Provided entries:
+++

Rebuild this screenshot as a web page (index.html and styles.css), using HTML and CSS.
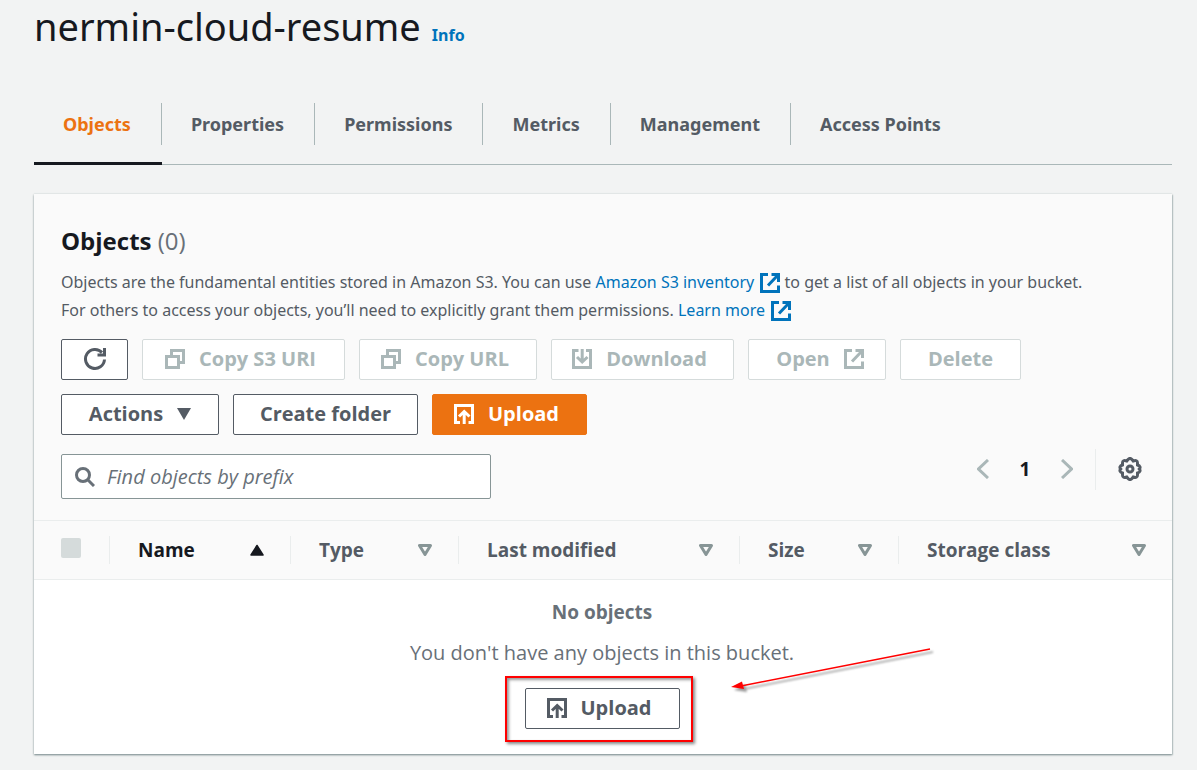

+++

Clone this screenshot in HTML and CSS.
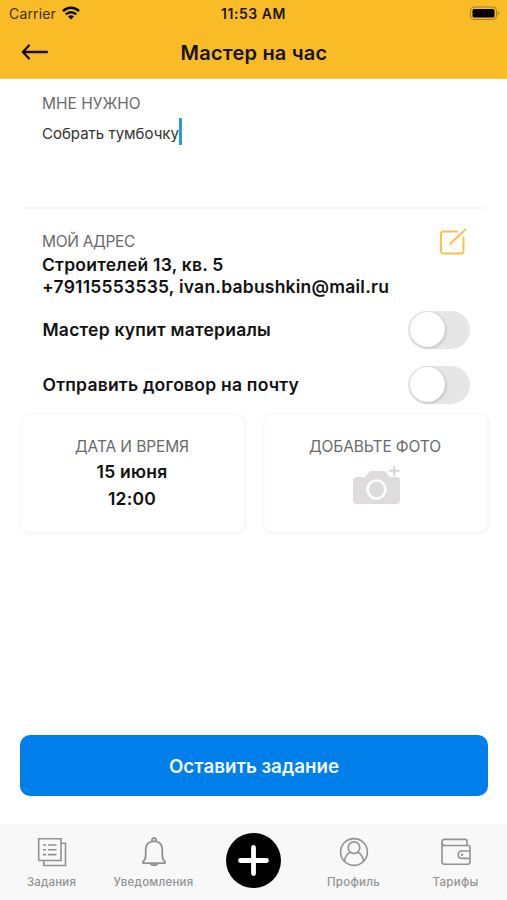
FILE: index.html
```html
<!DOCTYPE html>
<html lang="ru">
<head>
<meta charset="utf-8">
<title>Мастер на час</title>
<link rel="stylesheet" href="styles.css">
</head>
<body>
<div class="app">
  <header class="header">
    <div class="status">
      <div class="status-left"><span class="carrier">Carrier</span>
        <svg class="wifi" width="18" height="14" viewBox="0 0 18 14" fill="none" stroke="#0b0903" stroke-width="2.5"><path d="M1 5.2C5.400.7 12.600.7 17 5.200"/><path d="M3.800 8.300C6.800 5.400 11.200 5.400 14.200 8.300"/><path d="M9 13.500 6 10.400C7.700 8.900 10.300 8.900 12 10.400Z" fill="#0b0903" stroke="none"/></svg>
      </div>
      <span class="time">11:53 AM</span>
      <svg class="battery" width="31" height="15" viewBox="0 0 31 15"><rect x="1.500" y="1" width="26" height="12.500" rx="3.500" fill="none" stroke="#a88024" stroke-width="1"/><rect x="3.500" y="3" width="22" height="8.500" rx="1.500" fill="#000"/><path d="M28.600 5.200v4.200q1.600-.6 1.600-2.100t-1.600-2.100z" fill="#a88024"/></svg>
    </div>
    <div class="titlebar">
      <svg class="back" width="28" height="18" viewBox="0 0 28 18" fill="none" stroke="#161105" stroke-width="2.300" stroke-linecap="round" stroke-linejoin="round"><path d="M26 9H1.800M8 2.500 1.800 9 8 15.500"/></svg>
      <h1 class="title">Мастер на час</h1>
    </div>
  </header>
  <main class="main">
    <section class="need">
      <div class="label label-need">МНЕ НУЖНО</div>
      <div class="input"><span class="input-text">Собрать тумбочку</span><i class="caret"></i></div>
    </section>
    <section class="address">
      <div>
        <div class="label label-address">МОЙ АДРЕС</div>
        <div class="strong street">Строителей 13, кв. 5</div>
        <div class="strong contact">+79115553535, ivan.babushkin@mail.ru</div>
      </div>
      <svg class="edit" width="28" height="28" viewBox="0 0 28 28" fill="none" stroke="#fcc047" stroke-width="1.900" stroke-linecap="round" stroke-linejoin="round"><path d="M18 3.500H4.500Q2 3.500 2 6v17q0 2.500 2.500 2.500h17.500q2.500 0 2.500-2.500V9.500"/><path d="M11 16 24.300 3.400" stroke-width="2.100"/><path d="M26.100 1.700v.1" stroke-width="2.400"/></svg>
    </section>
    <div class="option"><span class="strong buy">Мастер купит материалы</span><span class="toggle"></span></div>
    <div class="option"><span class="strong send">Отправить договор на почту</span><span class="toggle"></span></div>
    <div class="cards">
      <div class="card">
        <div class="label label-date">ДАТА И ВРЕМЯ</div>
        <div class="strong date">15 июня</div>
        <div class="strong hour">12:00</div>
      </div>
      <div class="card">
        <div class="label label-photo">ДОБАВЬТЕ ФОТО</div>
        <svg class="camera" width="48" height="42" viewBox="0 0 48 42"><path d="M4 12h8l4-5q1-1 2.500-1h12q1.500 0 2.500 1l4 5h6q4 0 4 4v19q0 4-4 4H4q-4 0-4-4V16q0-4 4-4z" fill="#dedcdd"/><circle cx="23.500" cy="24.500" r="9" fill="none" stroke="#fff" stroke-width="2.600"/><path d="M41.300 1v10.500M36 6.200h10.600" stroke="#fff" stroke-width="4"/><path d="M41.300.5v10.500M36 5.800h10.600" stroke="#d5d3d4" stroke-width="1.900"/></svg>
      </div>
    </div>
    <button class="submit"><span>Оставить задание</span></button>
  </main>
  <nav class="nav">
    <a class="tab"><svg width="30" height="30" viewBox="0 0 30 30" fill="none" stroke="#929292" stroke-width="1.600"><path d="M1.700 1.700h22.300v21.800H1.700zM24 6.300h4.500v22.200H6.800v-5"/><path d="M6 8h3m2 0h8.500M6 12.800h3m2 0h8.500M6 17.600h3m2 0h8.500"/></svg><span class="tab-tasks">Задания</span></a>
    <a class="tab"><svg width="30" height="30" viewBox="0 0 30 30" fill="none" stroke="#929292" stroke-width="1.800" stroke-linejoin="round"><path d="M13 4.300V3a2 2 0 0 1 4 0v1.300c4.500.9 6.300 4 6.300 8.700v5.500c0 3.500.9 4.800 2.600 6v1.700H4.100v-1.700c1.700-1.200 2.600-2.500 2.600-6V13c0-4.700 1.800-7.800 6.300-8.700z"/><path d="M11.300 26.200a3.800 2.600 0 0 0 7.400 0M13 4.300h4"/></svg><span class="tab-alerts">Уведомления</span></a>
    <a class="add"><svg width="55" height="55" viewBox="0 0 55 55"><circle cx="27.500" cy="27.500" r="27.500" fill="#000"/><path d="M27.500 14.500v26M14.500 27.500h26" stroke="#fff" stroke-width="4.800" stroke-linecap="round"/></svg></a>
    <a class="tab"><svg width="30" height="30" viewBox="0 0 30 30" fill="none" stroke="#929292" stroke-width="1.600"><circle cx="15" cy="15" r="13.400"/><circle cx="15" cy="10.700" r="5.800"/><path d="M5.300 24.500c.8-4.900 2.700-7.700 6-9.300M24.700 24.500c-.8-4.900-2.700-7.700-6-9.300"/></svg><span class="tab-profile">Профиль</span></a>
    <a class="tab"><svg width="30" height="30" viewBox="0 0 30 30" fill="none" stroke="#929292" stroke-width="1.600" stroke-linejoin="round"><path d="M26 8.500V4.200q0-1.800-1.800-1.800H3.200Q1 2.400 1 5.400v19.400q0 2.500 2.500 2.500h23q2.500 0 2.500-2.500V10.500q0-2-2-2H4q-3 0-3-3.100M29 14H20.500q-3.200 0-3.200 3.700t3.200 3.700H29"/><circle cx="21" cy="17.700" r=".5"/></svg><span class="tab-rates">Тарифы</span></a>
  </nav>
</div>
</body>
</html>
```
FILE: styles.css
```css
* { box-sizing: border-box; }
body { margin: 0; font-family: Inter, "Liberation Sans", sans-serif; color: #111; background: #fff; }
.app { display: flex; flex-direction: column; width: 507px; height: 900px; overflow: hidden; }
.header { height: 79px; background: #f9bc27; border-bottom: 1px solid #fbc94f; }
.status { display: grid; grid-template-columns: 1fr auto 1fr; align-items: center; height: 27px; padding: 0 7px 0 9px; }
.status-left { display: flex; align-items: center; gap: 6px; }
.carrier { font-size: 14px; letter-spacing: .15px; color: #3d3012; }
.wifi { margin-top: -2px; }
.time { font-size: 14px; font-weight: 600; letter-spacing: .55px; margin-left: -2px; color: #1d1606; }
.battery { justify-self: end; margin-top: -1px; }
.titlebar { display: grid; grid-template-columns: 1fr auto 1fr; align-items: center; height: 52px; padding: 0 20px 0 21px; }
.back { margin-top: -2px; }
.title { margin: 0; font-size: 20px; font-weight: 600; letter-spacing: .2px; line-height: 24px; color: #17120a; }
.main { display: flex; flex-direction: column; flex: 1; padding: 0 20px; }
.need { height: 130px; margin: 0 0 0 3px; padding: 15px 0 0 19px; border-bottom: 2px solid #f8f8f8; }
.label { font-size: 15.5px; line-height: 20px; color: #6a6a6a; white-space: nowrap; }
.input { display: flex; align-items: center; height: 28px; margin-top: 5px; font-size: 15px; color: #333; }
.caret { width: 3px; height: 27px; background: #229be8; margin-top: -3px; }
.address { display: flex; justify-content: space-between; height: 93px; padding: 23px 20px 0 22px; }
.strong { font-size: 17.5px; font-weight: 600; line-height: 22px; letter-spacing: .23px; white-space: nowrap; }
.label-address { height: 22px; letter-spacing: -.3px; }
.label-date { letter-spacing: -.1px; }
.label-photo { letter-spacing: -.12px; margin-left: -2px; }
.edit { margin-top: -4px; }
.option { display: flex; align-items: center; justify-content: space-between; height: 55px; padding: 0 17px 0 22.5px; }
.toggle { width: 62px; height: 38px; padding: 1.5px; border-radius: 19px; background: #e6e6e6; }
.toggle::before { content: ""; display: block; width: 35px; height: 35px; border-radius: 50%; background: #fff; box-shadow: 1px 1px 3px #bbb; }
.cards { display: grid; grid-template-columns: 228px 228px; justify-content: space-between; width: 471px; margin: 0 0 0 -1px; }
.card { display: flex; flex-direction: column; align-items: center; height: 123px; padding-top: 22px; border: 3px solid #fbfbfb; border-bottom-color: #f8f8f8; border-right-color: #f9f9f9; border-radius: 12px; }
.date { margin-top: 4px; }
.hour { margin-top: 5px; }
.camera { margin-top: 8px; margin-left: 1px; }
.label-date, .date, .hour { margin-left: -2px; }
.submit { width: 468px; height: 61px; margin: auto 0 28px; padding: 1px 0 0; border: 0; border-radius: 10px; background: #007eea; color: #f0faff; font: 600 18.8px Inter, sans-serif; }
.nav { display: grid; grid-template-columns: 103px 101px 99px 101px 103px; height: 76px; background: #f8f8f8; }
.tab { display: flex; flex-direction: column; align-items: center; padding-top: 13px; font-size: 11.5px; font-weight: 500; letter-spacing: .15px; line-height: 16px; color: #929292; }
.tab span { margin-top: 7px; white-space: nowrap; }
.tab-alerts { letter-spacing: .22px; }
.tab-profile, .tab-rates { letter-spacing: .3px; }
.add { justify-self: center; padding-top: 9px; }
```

+++

Required work: In the entries above, locate every line with the word "styles" and copy it.

Solved problem:
Rebuild this screenshot as a web page (index.html and styles.css), using HTML and CSS.
<link rel="stylesheet" href="styles.css">
FILE: styles.css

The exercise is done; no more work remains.